━━━━━ DATA TO USE

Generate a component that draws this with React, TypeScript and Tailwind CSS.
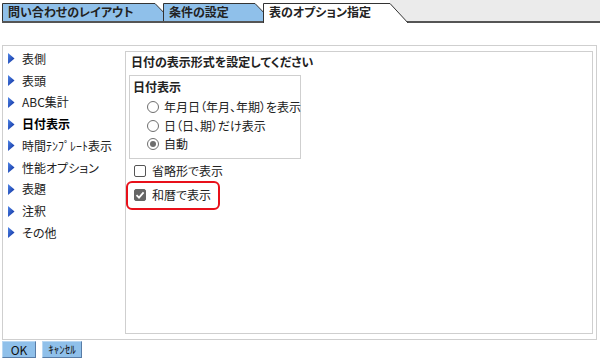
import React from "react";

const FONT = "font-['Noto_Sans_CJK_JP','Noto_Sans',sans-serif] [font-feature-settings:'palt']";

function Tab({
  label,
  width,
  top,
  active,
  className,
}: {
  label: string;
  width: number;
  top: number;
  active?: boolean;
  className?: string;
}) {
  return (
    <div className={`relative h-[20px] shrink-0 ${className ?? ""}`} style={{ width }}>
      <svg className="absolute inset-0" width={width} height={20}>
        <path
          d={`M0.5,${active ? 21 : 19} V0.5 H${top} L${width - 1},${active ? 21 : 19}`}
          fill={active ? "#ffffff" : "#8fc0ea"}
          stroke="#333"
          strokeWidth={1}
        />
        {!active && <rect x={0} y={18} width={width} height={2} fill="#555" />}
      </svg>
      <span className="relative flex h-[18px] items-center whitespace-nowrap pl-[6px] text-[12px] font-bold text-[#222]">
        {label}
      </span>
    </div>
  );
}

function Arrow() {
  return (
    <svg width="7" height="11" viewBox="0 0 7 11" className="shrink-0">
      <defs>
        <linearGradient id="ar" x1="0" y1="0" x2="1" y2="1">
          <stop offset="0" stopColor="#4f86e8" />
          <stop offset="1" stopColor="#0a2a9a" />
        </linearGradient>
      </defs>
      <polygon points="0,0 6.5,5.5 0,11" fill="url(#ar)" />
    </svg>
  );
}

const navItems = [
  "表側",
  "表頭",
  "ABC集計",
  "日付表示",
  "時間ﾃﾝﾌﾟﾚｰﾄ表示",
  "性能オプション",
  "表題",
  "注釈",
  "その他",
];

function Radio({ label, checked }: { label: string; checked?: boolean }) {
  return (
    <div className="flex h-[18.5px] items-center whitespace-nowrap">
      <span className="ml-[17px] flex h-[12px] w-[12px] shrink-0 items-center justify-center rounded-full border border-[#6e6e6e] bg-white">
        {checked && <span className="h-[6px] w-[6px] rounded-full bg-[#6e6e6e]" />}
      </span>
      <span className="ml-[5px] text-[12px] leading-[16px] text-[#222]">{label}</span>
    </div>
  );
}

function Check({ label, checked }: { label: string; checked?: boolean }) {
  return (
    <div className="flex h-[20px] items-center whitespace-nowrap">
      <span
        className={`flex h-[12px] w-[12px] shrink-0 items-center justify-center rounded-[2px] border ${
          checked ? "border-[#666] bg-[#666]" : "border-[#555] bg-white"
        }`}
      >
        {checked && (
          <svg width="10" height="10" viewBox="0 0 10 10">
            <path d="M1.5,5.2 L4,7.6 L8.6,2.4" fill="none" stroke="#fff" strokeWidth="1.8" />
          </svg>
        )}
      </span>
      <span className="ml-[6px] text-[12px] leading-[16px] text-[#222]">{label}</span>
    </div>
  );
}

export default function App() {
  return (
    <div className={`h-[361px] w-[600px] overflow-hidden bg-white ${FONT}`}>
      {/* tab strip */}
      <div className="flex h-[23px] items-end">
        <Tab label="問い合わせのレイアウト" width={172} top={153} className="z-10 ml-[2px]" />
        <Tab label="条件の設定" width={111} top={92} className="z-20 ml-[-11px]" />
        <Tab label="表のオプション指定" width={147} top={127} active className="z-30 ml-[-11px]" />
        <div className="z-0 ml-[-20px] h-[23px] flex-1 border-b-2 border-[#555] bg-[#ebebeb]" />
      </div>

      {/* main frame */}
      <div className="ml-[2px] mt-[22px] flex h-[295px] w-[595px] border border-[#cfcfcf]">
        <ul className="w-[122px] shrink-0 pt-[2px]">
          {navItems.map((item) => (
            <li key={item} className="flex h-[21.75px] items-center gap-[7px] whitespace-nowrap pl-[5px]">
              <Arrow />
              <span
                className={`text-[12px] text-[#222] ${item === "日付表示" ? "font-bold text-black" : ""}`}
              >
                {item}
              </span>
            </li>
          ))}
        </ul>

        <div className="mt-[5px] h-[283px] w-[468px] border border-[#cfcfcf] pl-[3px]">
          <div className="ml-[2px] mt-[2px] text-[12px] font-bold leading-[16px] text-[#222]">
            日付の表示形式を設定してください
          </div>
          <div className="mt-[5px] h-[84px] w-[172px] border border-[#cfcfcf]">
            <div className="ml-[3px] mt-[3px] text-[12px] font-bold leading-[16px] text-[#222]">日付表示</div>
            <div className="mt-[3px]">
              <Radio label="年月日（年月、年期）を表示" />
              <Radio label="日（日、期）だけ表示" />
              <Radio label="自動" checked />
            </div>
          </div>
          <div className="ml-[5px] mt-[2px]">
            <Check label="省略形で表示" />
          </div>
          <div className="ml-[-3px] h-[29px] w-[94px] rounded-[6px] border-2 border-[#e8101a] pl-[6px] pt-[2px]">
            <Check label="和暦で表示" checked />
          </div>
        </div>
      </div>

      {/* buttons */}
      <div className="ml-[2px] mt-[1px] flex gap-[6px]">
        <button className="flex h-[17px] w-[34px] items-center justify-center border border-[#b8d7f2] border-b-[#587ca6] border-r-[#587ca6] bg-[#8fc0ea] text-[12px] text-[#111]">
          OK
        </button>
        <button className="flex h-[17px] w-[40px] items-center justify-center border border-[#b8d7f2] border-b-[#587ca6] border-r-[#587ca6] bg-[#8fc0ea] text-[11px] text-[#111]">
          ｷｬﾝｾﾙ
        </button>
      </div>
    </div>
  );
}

━━━━━━━━━━
━━━━━ DATA TO USE

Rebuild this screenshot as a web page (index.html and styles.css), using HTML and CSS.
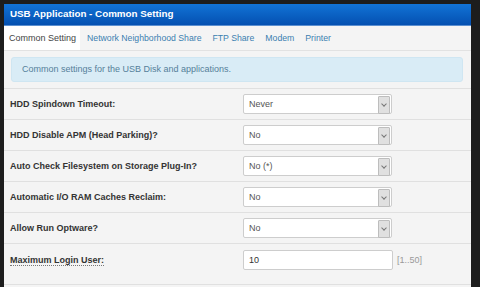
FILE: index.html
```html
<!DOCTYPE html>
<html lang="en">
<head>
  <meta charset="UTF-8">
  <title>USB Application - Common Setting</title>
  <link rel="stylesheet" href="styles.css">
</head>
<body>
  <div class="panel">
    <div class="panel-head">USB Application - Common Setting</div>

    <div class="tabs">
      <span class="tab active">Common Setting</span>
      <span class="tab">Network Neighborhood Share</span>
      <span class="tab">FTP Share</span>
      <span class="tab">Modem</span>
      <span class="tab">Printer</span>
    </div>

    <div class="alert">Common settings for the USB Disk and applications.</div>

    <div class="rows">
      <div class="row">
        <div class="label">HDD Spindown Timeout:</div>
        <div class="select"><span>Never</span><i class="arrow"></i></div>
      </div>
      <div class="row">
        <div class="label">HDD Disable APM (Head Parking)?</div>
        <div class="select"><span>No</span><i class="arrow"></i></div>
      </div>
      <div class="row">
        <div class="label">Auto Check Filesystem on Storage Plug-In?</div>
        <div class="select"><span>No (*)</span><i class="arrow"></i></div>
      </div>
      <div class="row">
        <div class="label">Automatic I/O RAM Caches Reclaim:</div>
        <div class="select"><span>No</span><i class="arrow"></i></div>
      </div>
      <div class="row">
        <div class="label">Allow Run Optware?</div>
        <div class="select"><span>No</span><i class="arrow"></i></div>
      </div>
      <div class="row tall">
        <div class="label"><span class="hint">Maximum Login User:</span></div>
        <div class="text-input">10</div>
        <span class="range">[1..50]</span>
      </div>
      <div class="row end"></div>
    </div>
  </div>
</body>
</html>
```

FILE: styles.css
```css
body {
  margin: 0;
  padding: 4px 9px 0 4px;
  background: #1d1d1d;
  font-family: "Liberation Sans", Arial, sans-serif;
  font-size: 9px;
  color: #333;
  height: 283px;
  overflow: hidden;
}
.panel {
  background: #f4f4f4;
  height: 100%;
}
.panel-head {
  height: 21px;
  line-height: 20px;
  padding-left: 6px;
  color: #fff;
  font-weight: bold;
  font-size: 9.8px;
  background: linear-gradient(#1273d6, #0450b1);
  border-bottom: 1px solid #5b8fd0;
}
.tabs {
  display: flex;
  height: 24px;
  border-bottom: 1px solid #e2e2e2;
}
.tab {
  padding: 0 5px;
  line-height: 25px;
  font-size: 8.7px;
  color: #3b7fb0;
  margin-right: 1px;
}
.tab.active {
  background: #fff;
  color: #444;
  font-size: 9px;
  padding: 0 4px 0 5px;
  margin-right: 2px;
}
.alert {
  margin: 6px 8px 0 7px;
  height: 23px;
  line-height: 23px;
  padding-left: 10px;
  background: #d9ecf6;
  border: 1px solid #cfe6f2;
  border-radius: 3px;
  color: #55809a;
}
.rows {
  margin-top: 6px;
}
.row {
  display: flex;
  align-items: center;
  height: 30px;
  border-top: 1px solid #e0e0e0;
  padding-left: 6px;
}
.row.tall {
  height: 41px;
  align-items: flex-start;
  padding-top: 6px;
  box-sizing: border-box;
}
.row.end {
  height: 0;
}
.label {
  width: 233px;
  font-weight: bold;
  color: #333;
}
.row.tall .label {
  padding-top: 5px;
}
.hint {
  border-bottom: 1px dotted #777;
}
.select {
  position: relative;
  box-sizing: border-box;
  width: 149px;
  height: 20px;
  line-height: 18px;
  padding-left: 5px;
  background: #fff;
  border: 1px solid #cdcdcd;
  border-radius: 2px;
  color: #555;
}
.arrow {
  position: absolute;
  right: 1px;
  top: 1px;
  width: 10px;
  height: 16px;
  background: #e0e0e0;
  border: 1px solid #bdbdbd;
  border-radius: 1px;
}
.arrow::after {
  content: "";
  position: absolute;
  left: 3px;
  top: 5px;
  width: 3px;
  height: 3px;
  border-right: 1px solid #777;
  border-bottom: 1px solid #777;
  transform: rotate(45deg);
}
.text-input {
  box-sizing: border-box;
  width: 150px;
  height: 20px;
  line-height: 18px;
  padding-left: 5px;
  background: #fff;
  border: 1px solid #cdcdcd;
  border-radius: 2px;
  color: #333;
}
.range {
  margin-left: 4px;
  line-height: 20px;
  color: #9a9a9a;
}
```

━━━━━━━━━━

* _EXERCISE GOAL_
Go through the records and copy each line with "styles" in it.

* _RESPONSE FOR THIS EXERCISE_
Rebuild this screenshot as a web page (index.html and styles.css), using HTML and CSS.
  <link rel="stylesheet" href="styles.css">
FILE: styles.css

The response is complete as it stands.